Ces différentes données terroirs seront par ailleurs précieuses pour un grand nombre d’expérimentations, de recherches et de projets menés pour les AOC de la vallée du Rhône : prospective des terroirs à l’aune du changement climatique, potentialités des plantations en blanc, spatialisation de la contrainte hydrique au vignoble.


2023 : mise en œuvre d’une méthodologie

 

Si la disponibilité des données géologiques sur le territoire ne fait aucun doute (bien que ces données soient en cours de nettoyage et d’harmonisation), c’est désormais sur l’acquisition de nouvelles données pédologiques que le travail doit se porter.

Pour cela, pas de mystères ! Il faut aller sur le terrain et acquérir la donnée à la source, en sondant le sol. Pour des cartes utilisables par les acteurs sur le terrain, il est essentiel d’obtenir des données précises à une échelle de résolution minimale d’1/10000e voire plus précises encore. 

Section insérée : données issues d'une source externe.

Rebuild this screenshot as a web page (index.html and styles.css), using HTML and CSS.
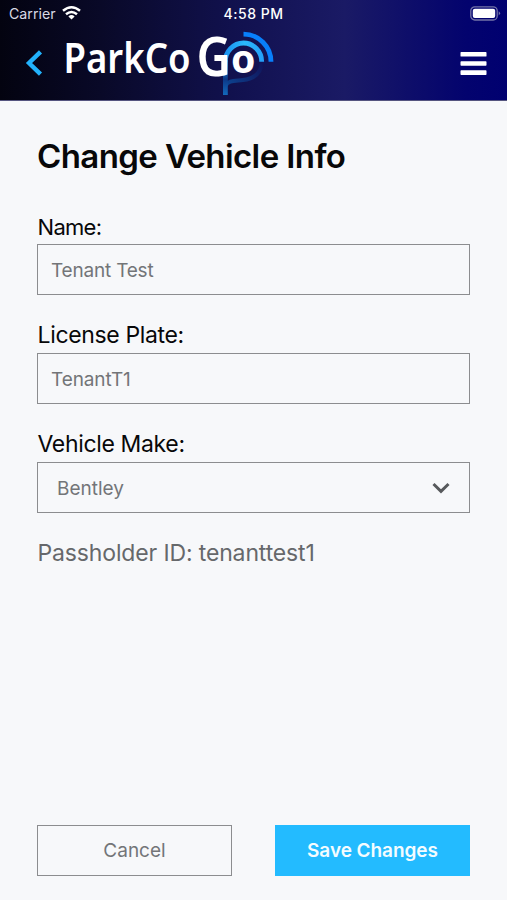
FILE: index.html
```html
<!DOCTYPE html>
<html lang="en">
<head>
<meta charset="utf-8">
<title>Change Vehicle Info</title>
<link rel="stylesheet" href="styles.css">
</head>
<body>
<header class="header">
  <div class="status">
    <div class="carrier"><span>Carrier</span>
      <svg width="19" height="14" viewBox="0 0 19 14" fill="none" stroke="#fff" stroke-width="2.5"><path d="M1 4.8Q9.5-2.2 18 4.8M4 8.3Q9.5 3.8 15 8.3"/><path d="M9.5 13.5L6.4 10.4Q9.5 7.8 12.6 10.4Z" fill="#fff" stroke="none"/></svg>
    </div>
    <div class="clock">4:58 PM</div>
    <svg class="battery" width="31" height="15" viewBox="0 0 31 15"><rect x=".8" y=".8" width="26.4" height="13.2" rx="4" fill="none" stroke="#7474a8" stroke-width="1.3"/><rect x="2.8" y="2.8" width="22.4" height="9.2" rx="2" fill="#fff"/><path d="M28.7 5.2Q31.5 7.3 28.7 9.6Z" fill="#7474a8"/></svg>
  </div>
  <div class="bar">
    <svg class="back" width="18" height="28" viewBox="0 0 18 28" fill="none" stroke="#22b2fc" stroke-width="4.4"><path d="M15.5 2.8L4 14L15.5 25.2"/></svg>
    <svg class="logo" width="216" height="70" viewBox="62 28 216 70">
      <defs>
        <linearGradient id="stem" x1="0" y1="60" x2="0" y2="95" gradientUnits="userSpaceOnUse"><stop offset="0" stop-color="#27aefa"/><stop offset=".55" stop-color="#0c3888"/><stop offset="1" stop-color="#1269bb"/></linearGradient>
        <linearGradient id="bowl" x1="228" y1="86" x2="262" y2="62" gradientUnits="userSpaceOnUse"><stop offset="0" stop-color="#0c4390"/><stop offset="1" stop-color="#11145a"/></linearGradient>
        <linearGradient id="wave" x1="226" y1="0" x2="263" y2="0" gradientUnits="userSpaceOnUse"><stop offset="0" stop-color="#1a93f0"/><stop offset=".5" stop-color="#2bbafc"/><stop offset="1" stop-color="#259ffa"/></linearGradient>
      </defs>
      <path d="M225.4 86C228 80 235 81 243 80Q261 78 261.8 62" fill="none" stroke="url(#bowl)" stroke-width="4"/>
      <path d="M225.4 60V95" fill="none" stroke="url(#stem)" stroke-width="4.8"/>
      <path d="M225.3 61.8A18.2 18.8 0 0 1 261.7 61.8" fill="none" stroke="url(#wave)" stroke-width="4.8"/>
      <path d="M243.5 34.2A27.5 27.6 0 0 1 271 61.8" fill="none" stroke="#087ffb" stroke-width="4.8"/>
      <text class="brand" x="63.5" y="72.5" textLength="127" lengthAdjust="spacingAndGlyphs">ParkCo</text>
      <text class="brand-g" x="196.5" y="76.3" textLength="34.5" lengthAdjust="spacingAndGlyphs">G</text>
      <text class="brand-o" x="231" y="72.9" textLength="24.5" lengthAdjust="spacingAndGlyphs">o</text>
    </svg>
    <svg class="menu" width="27" height="24" viewBox="0 0 27 24" fill="#fff"><rect x=".5" width="26" height="4.6" rx=".7"/><rect x=".5" y="9.2" width="26" height="4.6" rx=".7"/><rect x=".5" y="18.3" width="26" height="4.6" rx=".7"/></svg>
  </div>
</header>
<main class="main">
  <h1 class="title">Change Vehicle Info</h1>
  <section class="field"><div class="label name-label">Name:</div><div class="box name">Tenant Test</div></section>
  <section class="field"><div class="label">License Plate:</div><div class="box plate">TenantT1</div></section>
  <section class="field"><div class="label">Vehicle Make:</div><div class="box select"><span>Bentley</span>
    <svg width="20" height="14" viewBox="0 0 20 14" fill="none" stroke="#57595c" stroke-width="3"><path d="M2.5 3L10 10.3L17.5 3"/></svg></div></section>
  <p class="pass">Passholder ID: tenanttest1</p>
  <div class="actions"><div class="button cancel">Cancel</div><div class="button save">Save Changes</div></div>
</main>
</body>
</html>
```
FILE: styles.css
```css
* { box-sizing: border-box; }
body { margin: 0; width: 507px; height: 900px; display: flex; flex-direction: column; overflow: hidden; background: #f7f8fa; font-family: Inter, sans-serif; color: #080809; }
svg { display: block; flex: none; }
.header { height: 101px; flex: none; background: linear-gradient(90deg, #030310 0%, #090928 20%, #11114e 46%, #1a1a65 68%, #03036e 92%, #000070 100%); border-bottom: 1px solid #55557f; }
.status { height: 28px; display: grid; grid-template-columns: 1fr 80px 1fr; align-items: center; color: #fff; }
.carrier { display: flex; align-items: center; gap: 6px; padding-left: 9px; font-size: 14.2px; letter-spacing: 0; color: #d9d9e4; }
.carrier span { margin-top: -2px; }
.carrier svg { margin-top: -2px; }
.clock { margin-top: -2px; font-size: 14px; font-weight: 500; text-align: center; white-space: nowrap; letter-spacing: .5px; }
.battery { justify-self: end; margin: -2px 6px 0 0; }
.bar { height: 70px; display: flex; align-items: flex-start; }
.back { margin: 21px 0 0 25px; }
.logo { margin-left: 19px; overflow: visible; }
.menu { margin: 23.5px 20px 0 auto; }
.brand { font: 600 41px "Noto Sans", sans-serif; fill: #fff; }
.brand-g { font: 600 55px "Noto Sans", sans-serif; fill: #fff; }
.brand-o { font: 700 39px "Noto Sans", sans-serif; fill: #fff; }
.main { flex: 1; display: flex; flex-direction: column; padding: 35px 37px 24px; }
.title { margin: 0 0 33px; font-size: 33px; line-height: 40px; font-weight: 600; letter-spacing: -.6px; white-space: nowrap; }
.field { height: 109px; }
.label { height: 35px; line-height: 35px; font-size: 23px; letter-spacing: -.35px; }
.name-label { font-size: 22px; letter-spacing: -.7px; line-height: 36px; }
.label, .pass { padding-left: .5px; }
.box { height: 51px; border: 1.5px solid #8c8d8f; padding: 2px 13px 0; display: flex; align-items: center; font-size: 19px; color: #737578; }
.name { letter-spacing: -.2px; }
.plate { letter-spacing: -.1px; }
.select { justify-content: space-between; padding: 1px 18px 0 19px; }
.pass { margin: 0; line-height: 34px; font-size: 23px; letter-spacing: -.14px; color: #66686b; white-space: nowrap; }
.actions { margin-top: auto; display: grid; grid-template-columns: 195px 195px; justify-content: space-between; }
.button { height: 51px; display: flex; align-items: center; justify-content: center; font-size: 19px; }
.cancel { border: 1.5px solid #8c8d8f; color: #737578; }
.save { background: #23bbff; color: #f4fcff; font-weight: 600; letter-spacing: -.05px; }
```
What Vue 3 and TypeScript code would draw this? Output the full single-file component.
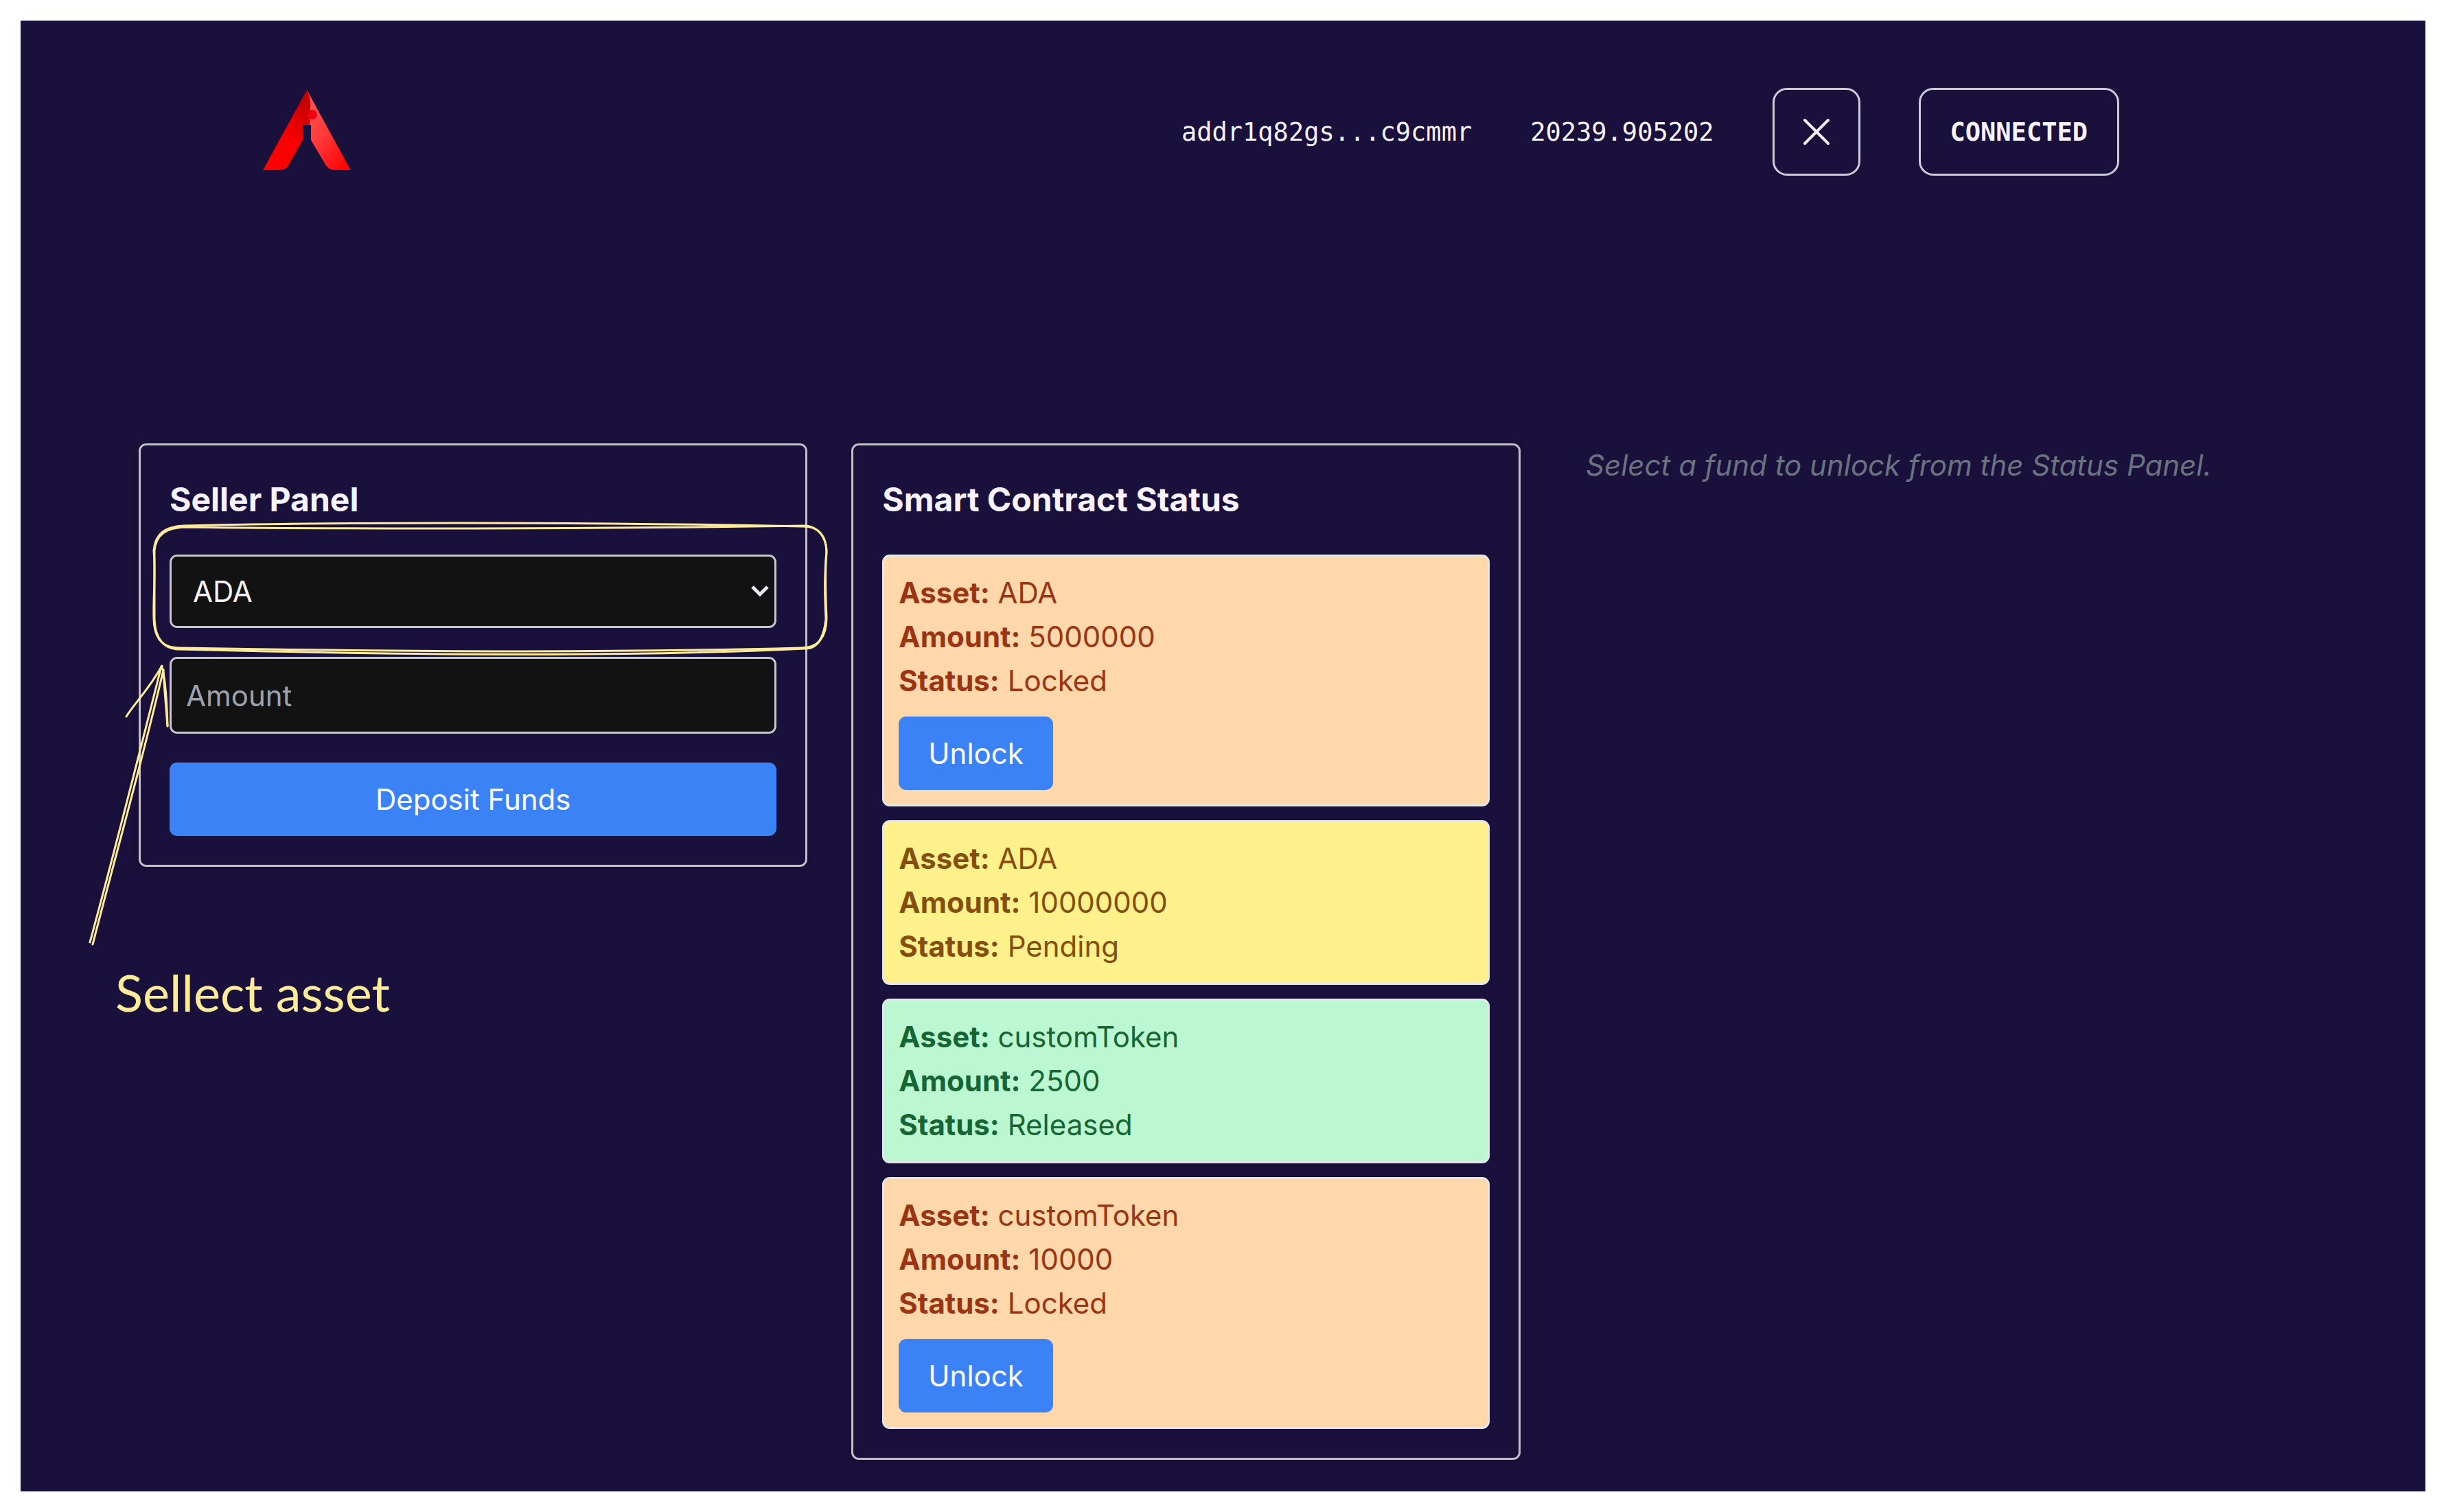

La littérature indique la densité représentative de prélèvements/sondages et de fosses/profils à réaliser :


Échelle

Nb d’ha par sondage

Nb d’ha par profil

Surface par jour (ha)

1/2.500

0,1 à 0,2 (7s/ha)

4 à 10

2 à 4

1/10.000

0,5 à 3

10 à 50

40 à 80

1/25.000

5 à 20

50 à 200

100 à 250

1/100.000

50 à 100

300 à 1000

500 à 1000

1/250.000

200 à 300

3000 à 5000

3000 à 9000


Il est prévu pour la saison 2023 une prospection permettant la cartographie d’environ 50 à 75ha par jour avec le concours d’un stagiaire. Cela comprend des sondages à la tarière et la réalisation/interprétation de profils. En lien avec d’autres projets nécessitant des informations techniques pédoclimatiques et comme la zone n’a pas été bien cartographiée, les études de cette année se situeront essentiellement sur le secteur autour des Dentelles de Montmirail.